SOURCE EXCERPT:
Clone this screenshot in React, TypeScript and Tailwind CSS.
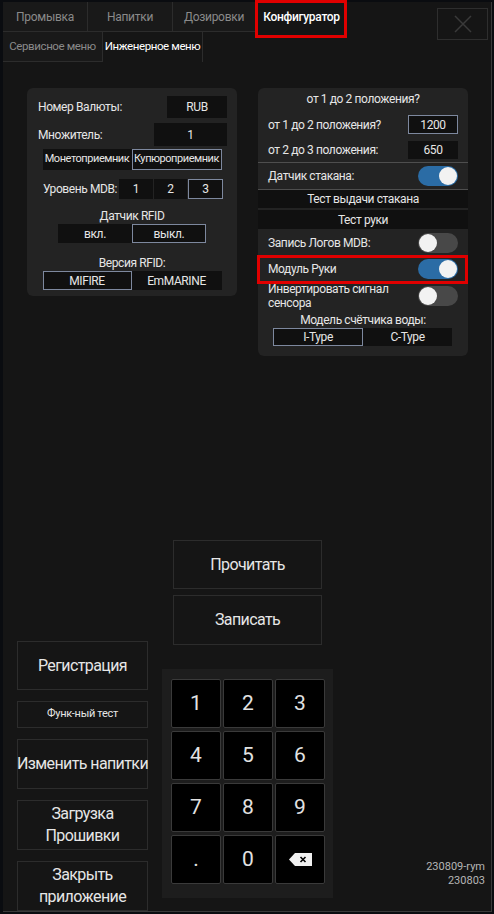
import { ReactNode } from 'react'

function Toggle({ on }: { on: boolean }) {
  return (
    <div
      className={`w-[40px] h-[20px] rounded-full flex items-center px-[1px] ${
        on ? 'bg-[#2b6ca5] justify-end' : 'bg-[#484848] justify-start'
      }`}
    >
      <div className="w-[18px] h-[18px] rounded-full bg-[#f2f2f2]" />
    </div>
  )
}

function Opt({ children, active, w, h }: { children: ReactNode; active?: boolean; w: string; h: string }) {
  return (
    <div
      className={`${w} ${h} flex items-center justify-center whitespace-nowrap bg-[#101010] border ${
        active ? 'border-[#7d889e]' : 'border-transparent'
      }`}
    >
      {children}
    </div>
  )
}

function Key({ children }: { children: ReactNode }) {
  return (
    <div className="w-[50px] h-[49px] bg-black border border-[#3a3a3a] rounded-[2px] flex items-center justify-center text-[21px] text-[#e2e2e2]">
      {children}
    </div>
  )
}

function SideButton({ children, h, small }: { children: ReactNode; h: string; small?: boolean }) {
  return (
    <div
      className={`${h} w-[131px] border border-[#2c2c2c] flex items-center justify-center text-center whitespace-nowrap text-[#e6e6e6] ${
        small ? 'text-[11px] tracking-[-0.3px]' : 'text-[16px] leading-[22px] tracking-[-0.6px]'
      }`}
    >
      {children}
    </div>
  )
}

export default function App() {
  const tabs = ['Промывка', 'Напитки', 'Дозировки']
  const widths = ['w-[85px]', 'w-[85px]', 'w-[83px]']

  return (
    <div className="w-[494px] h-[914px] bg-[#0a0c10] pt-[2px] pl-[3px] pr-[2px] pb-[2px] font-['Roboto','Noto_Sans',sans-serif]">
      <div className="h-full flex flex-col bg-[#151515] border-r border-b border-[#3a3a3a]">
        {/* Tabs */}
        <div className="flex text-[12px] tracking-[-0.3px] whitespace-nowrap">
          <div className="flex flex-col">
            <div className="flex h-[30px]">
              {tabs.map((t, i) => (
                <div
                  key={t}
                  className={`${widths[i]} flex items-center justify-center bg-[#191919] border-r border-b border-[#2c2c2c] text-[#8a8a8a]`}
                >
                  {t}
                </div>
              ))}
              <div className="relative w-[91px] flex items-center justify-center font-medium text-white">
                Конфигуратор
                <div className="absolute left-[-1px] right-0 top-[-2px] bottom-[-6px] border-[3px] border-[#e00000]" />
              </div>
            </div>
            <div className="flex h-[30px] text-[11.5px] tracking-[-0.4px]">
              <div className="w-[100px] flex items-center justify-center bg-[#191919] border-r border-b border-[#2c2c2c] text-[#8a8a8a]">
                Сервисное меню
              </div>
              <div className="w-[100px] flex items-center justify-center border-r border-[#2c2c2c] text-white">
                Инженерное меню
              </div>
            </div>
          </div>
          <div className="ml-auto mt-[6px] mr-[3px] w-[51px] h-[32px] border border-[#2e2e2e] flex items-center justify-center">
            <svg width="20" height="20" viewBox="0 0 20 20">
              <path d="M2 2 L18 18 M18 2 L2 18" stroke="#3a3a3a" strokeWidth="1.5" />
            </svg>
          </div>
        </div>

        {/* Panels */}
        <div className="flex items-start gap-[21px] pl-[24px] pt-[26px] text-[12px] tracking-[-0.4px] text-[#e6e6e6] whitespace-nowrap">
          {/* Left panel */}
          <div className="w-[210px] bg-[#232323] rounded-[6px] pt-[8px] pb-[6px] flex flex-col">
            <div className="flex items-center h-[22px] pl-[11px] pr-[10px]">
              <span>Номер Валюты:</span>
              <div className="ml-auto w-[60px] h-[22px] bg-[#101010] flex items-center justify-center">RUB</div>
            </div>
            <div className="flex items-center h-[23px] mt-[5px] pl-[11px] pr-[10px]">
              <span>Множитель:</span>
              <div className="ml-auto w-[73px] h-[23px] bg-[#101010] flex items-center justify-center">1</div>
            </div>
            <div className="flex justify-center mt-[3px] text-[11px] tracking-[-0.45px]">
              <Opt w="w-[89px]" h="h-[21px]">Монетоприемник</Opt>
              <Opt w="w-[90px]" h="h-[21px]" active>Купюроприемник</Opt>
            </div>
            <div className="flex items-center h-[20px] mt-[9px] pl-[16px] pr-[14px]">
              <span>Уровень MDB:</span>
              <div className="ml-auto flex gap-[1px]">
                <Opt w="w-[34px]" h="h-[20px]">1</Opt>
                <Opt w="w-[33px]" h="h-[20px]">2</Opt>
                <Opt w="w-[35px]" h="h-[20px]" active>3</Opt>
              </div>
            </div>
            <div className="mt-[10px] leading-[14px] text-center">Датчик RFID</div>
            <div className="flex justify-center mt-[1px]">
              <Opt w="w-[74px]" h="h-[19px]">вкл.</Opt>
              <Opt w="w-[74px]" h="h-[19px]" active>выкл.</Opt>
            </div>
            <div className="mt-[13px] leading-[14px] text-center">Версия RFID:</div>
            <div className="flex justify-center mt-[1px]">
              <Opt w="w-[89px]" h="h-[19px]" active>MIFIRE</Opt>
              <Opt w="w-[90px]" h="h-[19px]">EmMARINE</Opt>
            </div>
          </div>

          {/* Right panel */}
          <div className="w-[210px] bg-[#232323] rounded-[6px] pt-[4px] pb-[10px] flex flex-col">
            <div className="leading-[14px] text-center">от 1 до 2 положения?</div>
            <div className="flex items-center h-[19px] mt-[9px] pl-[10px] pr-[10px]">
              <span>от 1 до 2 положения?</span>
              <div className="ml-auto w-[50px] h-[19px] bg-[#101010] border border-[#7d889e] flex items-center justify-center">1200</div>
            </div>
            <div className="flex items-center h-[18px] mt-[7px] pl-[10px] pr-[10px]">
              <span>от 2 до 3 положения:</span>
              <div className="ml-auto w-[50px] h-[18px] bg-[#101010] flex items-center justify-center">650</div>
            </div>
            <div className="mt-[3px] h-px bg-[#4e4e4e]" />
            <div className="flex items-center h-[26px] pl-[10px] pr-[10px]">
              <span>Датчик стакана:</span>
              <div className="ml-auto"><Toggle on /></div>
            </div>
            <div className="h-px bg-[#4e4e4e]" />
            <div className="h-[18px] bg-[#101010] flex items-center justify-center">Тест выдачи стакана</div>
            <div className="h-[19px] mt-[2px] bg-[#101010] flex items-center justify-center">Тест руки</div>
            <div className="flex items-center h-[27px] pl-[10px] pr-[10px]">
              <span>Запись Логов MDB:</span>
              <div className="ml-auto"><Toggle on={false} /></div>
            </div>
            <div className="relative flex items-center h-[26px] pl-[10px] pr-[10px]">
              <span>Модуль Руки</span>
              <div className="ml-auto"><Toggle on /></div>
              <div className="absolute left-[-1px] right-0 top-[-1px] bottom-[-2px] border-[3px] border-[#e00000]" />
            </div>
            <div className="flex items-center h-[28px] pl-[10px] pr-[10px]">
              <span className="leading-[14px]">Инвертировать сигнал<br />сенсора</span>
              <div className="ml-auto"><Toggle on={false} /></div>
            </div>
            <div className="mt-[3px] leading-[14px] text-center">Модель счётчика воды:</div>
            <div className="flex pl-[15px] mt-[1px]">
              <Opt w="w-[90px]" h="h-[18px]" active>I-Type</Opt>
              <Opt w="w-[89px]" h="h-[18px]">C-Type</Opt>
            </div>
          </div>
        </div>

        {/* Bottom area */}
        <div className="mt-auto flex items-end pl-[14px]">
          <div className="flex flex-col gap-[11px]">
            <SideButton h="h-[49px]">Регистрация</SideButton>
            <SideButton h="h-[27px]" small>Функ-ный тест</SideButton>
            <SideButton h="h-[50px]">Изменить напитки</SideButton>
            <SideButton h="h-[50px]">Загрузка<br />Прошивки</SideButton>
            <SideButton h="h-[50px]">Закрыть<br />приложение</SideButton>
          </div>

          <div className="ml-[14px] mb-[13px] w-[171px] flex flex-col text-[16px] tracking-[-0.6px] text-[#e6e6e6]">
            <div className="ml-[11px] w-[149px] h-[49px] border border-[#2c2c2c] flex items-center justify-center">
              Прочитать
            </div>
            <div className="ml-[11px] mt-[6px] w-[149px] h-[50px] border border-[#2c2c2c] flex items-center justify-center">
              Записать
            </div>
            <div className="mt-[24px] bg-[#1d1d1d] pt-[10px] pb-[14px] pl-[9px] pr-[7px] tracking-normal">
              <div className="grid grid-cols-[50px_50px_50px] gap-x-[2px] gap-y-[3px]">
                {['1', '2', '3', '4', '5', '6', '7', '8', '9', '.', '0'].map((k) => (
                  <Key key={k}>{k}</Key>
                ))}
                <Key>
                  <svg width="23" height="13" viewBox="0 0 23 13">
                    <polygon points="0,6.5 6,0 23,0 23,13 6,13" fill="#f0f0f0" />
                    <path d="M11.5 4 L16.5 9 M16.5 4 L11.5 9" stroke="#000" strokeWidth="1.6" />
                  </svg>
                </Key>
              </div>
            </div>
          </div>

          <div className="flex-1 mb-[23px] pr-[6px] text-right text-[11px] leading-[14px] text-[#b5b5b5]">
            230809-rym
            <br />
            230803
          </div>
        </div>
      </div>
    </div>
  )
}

WHAT IS BEING ASKED: Print, exactly as written, the lines above from the first one to the one containing "const widths = ['w-[85px]', 'w-[85px]', 'w-[83px]']". Leave out pictures.

SOLUTION TO THIS EXERCISE:
Clone this screenshot in React, TypeScript and Tailwind CSS.
import { ReactNode } from 'react'

function Toggle({ on }: { on: boolean }) {
  return (
    <div
      className={`w-[40px] h-[20px] rounded-full flex items-center px-[1px] ${
        on ? 'bg-[#2b6ca5] justify-end' : 'bg-[#484848] justify-start'
      }`}
    >
      <div className="w-[18px] h-[18px] rounded-full bg-[#f2f2f2]" />
    </div>
  )
}

function Opt({ children, active, w, h }: { children: ReactNode; active?: boolean; w: string; h: string }) {
  return (
    <div
      className={`${w} ${h} flex items-center justify-center whitespace-nowrap bg-[#101010] border ${
        active ? 'border-[#7d889e]' : 'border-transparent'
      }`}
    >
      {children}
    </div>
  )
}

function Key({ children }: { children: ReactNode }) {
  return (
    <div className="w-[50px] h-[49px] bg-black border border-[#3a3a3a] rounded-[2px] flex items-center justify-center text-[21px] text-[#e2e2e2]">
      {children}
    </div>
  )
}

function SideButton({ children, h, small }: { children: ReactNode; h: string; small?: boolean }) {
  return (
    <div
      className={`${h} w-[131px] border border-[#2c2c2c] flex items-center justify-center text-center whitespace-nowrap text-[#e6e6e6] ${
        small ? 'text-[11px] tracking-[-0.3px]' : 'text-[16px] leading-[22px] tracking-[-0.6px]'
      }`}
    >
      {children}
    </div>
  )
}

export default function App() {
  const tabs = ['Промывка', 'Напитки', 'Дозировки']
  const widths = ['w-[85px]', 'w-[85px]', 'w-[83px]']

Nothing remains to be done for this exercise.